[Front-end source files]
>> BEGIN
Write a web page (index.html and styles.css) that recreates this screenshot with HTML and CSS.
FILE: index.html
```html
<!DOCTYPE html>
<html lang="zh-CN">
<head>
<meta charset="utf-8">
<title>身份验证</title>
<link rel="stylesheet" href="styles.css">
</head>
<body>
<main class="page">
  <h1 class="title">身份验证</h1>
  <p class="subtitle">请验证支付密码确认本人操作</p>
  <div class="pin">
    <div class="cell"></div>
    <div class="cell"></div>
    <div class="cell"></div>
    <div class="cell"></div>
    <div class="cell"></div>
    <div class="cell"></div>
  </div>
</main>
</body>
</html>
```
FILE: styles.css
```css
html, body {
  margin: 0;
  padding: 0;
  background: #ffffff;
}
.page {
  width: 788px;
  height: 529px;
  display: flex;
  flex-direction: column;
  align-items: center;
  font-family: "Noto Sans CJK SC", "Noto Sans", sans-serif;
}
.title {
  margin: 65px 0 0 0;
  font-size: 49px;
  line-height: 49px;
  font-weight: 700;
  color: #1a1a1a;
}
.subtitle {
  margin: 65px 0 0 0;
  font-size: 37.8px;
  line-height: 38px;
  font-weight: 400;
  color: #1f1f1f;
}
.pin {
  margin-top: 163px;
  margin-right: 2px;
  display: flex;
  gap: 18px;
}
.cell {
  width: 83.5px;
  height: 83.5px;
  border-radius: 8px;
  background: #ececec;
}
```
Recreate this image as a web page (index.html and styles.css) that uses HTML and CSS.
>> END
→ SET PROBLEM: Quote the data in full, keeping each word unchanged.

→ THE REPLY:
Write a web page (index.html and styles.css) that recreates this screenshot with HTML and CSS.
FILE: index.html
```html
<!DOCTYPE html>
<html lang="zh-CN">
<head>
<meta charset="utf-8">
<title>身份验证</title>
<link rel="stylesheet" href="styles.css">
</head>
<body>
<main class="page">
  <h1 class="title">身份验证</h1>
  <p class="subtitle">请验证支付密码确认本人操作</p>
  <div class="pin">
    <div class="cell"></div>
    <div class="cell"></div>
    <div class="cell"></div>
    <div class="cell"></div>
    <div class="cell"></div>
    <div class="cell"></div>
  </div>
</main>
</body>
</html>
```
FILE: styles.css
```css
html, body {
  margin: 0;
  padding: 0;
  background: #ffffff;
}
.page {
  width: 788px;
  height: 529px;
  display: flex;
  flex-direction: column;
  align-items: center;
  font-family: "Noto Sans CJK SC", "Noto Sans", sans-serif;
}
.title {
  margin: 65px 0 0 0;
  font-size: 49px;
  line-height: 49px;
  font-weight: 700;
  color: #1a1a1a;
}
.subtitle {
  margin: 65px 0 0 0;
  font-size: 37.8px;
  line-height: 38px;
  font-weight: 400;
  color: #1f1f1f;
}
.pin {
  margin-top: 163px;
  margin-right: 2px;
  display: flex;
  gap: 18px;
}
.cell {
  width: 83.5px;
  height: 83.5px;
  border-radius: 8px;
  background: #ececec;
}
```
Recreate this image as a web page (index.html and styles.css) that uses HTML and CSS.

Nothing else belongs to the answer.